Collected data entries
******
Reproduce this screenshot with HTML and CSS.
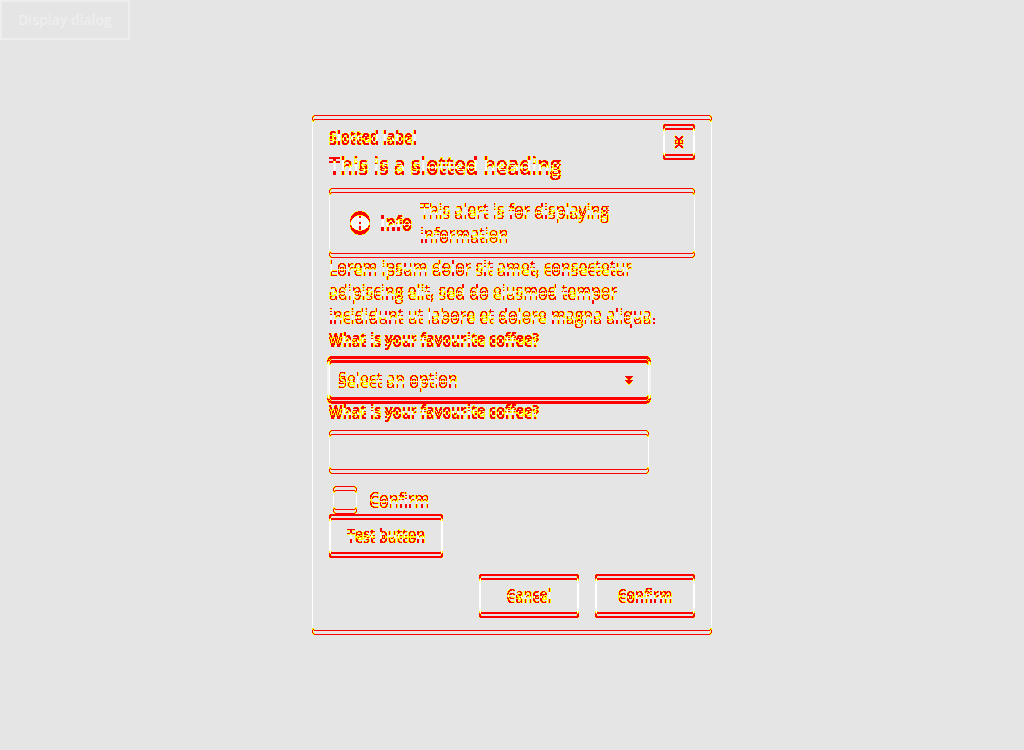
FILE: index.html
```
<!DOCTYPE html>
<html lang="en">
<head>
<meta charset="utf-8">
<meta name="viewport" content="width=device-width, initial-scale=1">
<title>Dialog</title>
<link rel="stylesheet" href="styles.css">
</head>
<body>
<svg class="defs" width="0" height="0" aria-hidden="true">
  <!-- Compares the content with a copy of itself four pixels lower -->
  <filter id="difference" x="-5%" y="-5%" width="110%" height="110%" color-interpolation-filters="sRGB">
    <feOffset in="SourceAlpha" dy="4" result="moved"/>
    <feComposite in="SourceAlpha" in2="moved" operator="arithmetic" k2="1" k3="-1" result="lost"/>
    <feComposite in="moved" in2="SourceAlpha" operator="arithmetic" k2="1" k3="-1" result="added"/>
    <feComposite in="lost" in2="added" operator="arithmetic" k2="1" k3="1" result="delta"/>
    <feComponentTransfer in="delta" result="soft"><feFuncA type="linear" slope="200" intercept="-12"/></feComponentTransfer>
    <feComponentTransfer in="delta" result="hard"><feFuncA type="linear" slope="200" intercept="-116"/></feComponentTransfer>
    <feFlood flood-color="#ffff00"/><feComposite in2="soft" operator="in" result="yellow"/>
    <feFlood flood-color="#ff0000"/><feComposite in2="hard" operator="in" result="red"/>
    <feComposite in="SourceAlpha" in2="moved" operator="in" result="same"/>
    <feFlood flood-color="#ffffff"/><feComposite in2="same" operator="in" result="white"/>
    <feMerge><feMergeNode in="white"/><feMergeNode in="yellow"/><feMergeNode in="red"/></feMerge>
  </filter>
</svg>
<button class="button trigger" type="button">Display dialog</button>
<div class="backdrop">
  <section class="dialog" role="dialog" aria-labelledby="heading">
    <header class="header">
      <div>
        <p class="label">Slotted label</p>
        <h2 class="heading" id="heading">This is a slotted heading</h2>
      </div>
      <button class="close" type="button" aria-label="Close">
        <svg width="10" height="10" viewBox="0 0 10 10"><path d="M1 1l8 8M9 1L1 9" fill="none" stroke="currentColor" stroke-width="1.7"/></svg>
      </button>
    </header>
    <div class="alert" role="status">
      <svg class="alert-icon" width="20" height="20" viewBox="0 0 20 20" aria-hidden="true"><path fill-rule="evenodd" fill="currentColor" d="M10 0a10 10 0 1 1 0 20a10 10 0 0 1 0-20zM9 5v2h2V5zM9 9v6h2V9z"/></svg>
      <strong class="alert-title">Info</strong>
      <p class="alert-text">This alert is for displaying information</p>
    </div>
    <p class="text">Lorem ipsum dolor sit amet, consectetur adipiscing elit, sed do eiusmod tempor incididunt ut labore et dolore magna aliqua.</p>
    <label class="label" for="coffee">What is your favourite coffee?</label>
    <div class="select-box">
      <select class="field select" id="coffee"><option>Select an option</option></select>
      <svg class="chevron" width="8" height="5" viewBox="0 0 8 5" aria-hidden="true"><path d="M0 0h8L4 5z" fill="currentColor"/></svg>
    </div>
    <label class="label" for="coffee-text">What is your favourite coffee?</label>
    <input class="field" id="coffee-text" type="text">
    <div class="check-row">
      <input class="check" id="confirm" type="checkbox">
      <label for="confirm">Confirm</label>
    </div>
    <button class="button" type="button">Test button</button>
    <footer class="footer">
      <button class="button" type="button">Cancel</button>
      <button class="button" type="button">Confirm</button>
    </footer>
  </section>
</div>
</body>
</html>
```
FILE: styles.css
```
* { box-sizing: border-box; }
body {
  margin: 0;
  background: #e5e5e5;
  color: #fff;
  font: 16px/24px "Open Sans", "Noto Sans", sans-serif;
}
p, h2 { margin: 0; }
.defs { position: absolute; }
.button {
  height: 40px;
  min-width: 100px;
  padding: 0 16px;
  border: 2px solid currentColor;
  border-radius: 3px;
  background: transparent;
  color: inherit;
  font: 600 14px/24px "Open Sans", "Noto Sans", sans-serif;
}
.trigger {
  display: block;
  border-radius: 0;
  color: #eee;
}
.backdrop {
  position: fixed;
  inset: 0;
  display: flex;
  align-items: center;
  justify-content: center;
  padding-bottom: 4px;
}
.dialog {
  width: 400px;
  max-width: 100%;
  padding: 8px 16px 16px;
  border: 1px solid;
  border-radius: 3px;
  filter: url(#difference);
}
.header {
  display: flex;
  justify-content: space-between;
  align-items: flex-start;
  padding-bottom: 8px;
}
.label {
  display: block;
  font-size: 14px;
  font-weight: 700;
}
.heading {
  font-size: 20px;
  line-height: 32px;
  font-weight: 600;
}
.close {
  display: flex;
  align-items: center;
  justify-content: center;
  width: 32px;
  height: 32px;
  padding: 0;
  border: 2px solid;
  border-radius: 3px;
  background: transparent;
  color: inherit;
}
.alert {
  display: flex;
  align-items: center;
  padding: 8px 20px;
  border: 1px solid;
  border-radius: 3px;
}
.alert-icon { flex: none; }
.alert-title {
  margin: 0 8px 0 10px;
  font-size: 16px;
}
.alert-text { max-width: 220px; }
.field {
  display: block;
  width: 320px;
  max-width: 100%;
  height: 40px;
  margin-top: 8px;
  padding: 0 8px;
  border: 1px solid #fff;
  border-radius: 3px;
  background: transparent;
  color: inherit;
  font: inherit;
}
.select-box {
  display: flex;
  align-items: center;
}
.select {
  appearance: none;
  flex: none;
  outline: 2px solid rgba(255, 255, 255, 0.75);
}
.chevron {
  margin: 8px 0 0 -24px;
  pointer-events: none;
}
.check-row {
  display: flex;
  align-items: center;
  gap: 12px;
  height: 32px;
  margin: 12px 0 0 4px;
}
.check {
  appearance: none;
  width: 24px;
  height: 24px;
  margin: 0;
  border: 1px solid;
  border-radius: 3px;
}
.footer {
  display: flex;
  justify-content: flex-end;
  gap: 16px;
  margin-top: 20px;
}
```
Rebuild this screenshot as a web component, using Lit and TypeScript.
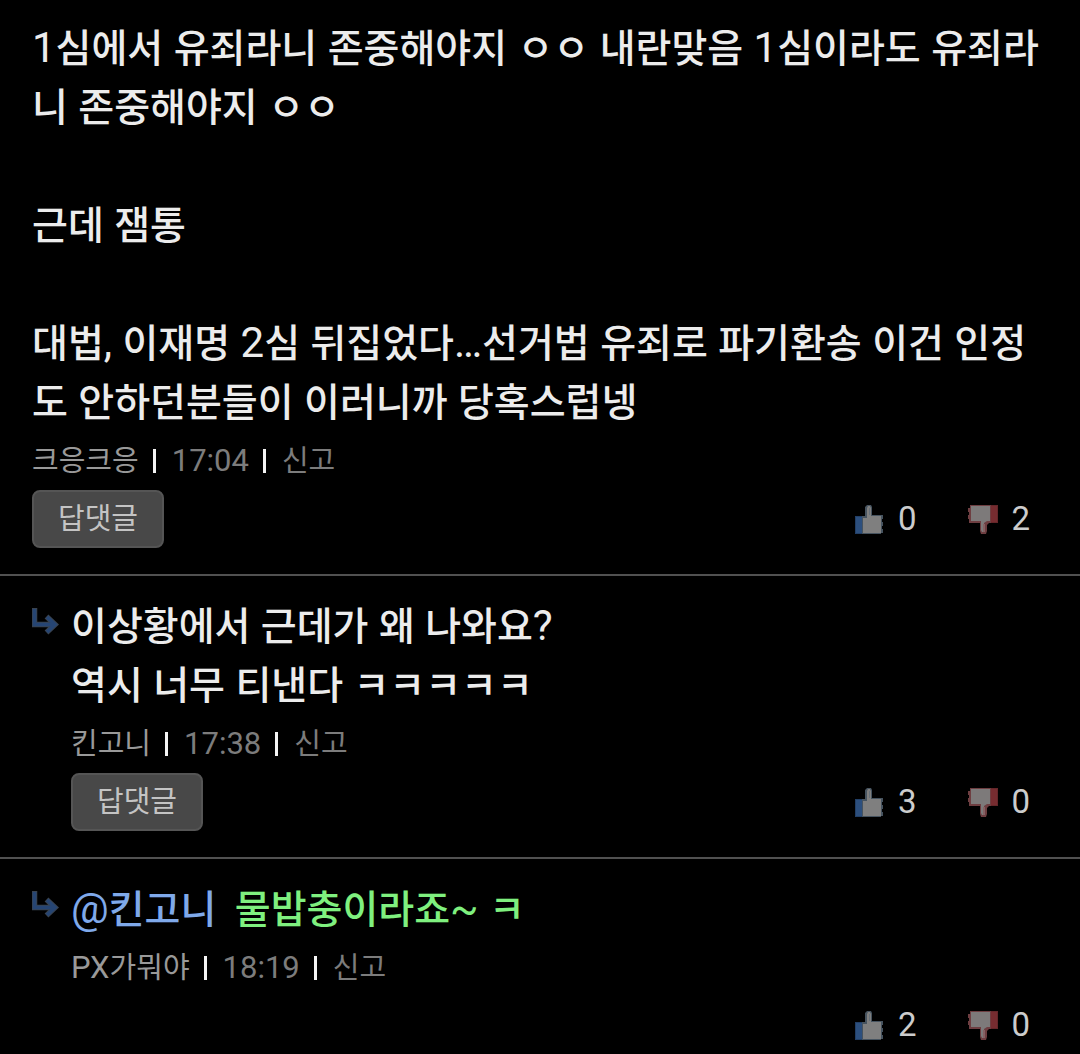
******
### Given instruction
Transcribe the whole listing, character for character, but not its images.

### In response
Reproduce this screenshot with HTML and CSS.
FILE: index.html
```
<!DOCTYPE html>
<html lang="en">
<head>
<meta charset="utf-8">
<meta name="viewport" content="width=device-width, initial-scale=1">
<title>Dialog</title>
<link rel="stylesheet" href="styles.css">
</head>
<body>
<svg class="defs" width="0" height="0" aria-hidden="true">
  <!-- Compares the content with a copy of itself four pixels lower -->
  <filter id="difference" x="-5%" y="-5%" width="110%" height="110%" color-interpolation-filters="sRGB">
    <feOffset in="SourceAlpha" dy="4" result="moved"/>
    <feComposite in="SourceAlpha" in2="moved" operator="arithmetic" k2="1" k3="-1" result="lost"/>
    <feComposite in="moved" in2="SourceAlpha" operator="arithmetic" k2="1" k3="-1" result="added"/>
    <feComposite in="lost" in2="added" operator="arithmetic" k2="1" k3="1" result="delta"/>
    <feComponentTransfer in="delta" result="soft"><feFuncA type="linear" slope="200" intercept="-12"/></feComponentTransfer>
    <feComponentTransfer in="delta" result="hard"><feFuncA type="linear" slope="200" intercept="-116"/></feComponentTransfer>
    <feFlood flood-color="#ffff00"/><feComposite in2="soft" operator="in" result="yellow"/>
    <feFlood flood-color="#ff0000"/><feComposite in2="hard" operator="in" result="red"/>
    <feComposite in="SourceAlpha" in2="moved" operator="in" result="same"/>
    <feFlood flood-color="#ffffff"/><feComposite in2="same" operator="in" result="white"/>
    <feMerge><feMergeNode in="white"/><feMergeNode in="yellow"/><feMergeNode in="red"/></feMerge>
  </filter>
</svg>
<button class="button trigger" type="button">Display dialog</button>
<div class="backdrop">
  <section class="dialog" role="dialog" aria-labelledby="heading">
    <header class="header">
      <div>
        <p class="label">Slotted label</p>
        <h2 class="heading" id="heading">This is a slotted heading</h2>
      </div>
      <button class="close" type="button" aria-label="Close">
        <svg width="10" height="10" viewBox="0 0 10 10"><path d="M1 1l8 8M9 1L1 9" fill="none" stroke="currentColor" stroke-width="1.7"/></svg>
      </button>
    </header>
    <div class="alert" role="status">
      <svg class="alert-icon" width="20" height="20" viewBox="0 0 20 20" aria-hidden="true"><path fill-rule="evenodd" fill="currentColor" d="M10 0a10 10 0 1 1 0 20a10 10 0 0 1 0-20zM9 5v2h2V5zM9 9v6h2V9z"/></svg>
      <strong class="alert-title">Info</strong>
      <p class="alert-text">This alert is for displaying information</p>
    </div>
    <p class="text">Lorem ipsum dolor sit amet, consectetur adipiscing elit, sed do eiusmod tempor incididunt ut labore et dolore magna aliqua.</p>
    <label class="label" for="coffee">What is your favourite coffee?</label>
    <div class="select-box">
      <select class="field select" id="coffee"><option>Select an option</option></select>
      <svg class="chevron" width="8" height="5" viewBox="0 0 8 5" aria-hidden="true"><path d="M0 0h8L4 5z" fill="currentColor"/></svg>
    </div>
    <label class="label" for="coffee-text">What is your favourite coffee?</label>
    <input class="field" id="coffee-text" type="text">
    <div class="check-row">
      <input class="check" id="confirm" type="checkbox">
      <label for="confirm">Confirm</label>
    </div>
    <button class="button" type="button">Test button</button>
    <footer class="footer">
      <button class="button" type="button">Cancel</button>
      <button class="button" type="button">Confirm</button>
    </footer>
  </section>
</div>
</body>
</html>
```
FILE: styles.css
```
* { box-sizing: border-box; }
body {
  margin: 0;
  background: #e5e5e5;
  color: #fff;
  font: 16px/24px "Open Sans", "Noto Sans", sans-serif;
}
p, h2 { margin: 0; }
.defs { position: absolute; }
.button {
  height: 40px;
  min-width: 100px;
  padding: 0 16px;
  border: 2px solid currentColor;
  border-radius: 3px;
  background: transparent;
  color: inherit;
  font: 600 14px/24px "Open Sans", "Noto Sans", sans-serif;
}
.trigger {
  display: block;
  border-radius: 0;
  color: #eee;
}
.backdrop {
  position: fixed;
  inset: 0;
  display: flex;
  align-items: center;
  justify-content: center;
  padding-bottom: 4px;
}
.dialog {
  width: 400px;
  max-width: 100%;
  padding: 8px 16px 16px;
  border: 1px solid;
  border-radius: 3px;
  filter: url(#difference);
}
.header {
  display: flex;
  justify-content: space-between;
  align-items: flex-start;
  padding-bottom: 8px;
}
.label {
  display: block;
  font-size: 14px;
  font-weight: 700;
}
.heading {
  font-size: 20px;
  line-height: 32px;
  font-weight: 600;
}
.close {
  display: flex;
  align-items: center;
  justify-content: center;
  width: 32px;
  height: 32px;
  padding: 0;
  border: 2px solid;
  border-radius: 3px;
  background: transparent;
  color: inherit;
}
.alert {
  display: flex;
  align-items: center;
  padding: 8px 20px;
  border: 1px solid;
  border-radius: 3px;
}
.alert-icon { flex: none; }
.alert-title {
  margin: 0 8px 0 10px;
  font-size: 16px;
}
.alert-text { max-width: 220px; }
.field {
  display: block;
  width: 320px;
  max-width: 100%;
  height: 40px;
  margin-top: 8px;
  padding: 0 8px;
  border: 1px solid #fff;
  border-radius: 3px;
  background: transparent;
  color: inherit;
  font: inherit;
}
.select-box {
  display: flex;
  align-items: center;
}
.select {
  appearance: none;
  flex: none;
  outline: 2px solid rgba(255, 255, 255, 0.75);
}
.chevron {
  margin: 8px 0 0 -24px;
  pointer-events: none;
}
.check-row {
  display: flex;
  align-items: center;
  gap: 12px;
  height: 32px;
  margin: 12px 0 0 4px;
}
.check {
  appearance: none;
  width: 24px;
  height: 24px;
  margin: 0;
  border: 1px solid;
  border-radius: 3px;
}
.footer {
  display: flex;
  justify-content: flex-end;
  gap: 16px;
  margin-top: 20px;
}
```
Rebuild this screenshot as a web component, using Lit and TypeScript.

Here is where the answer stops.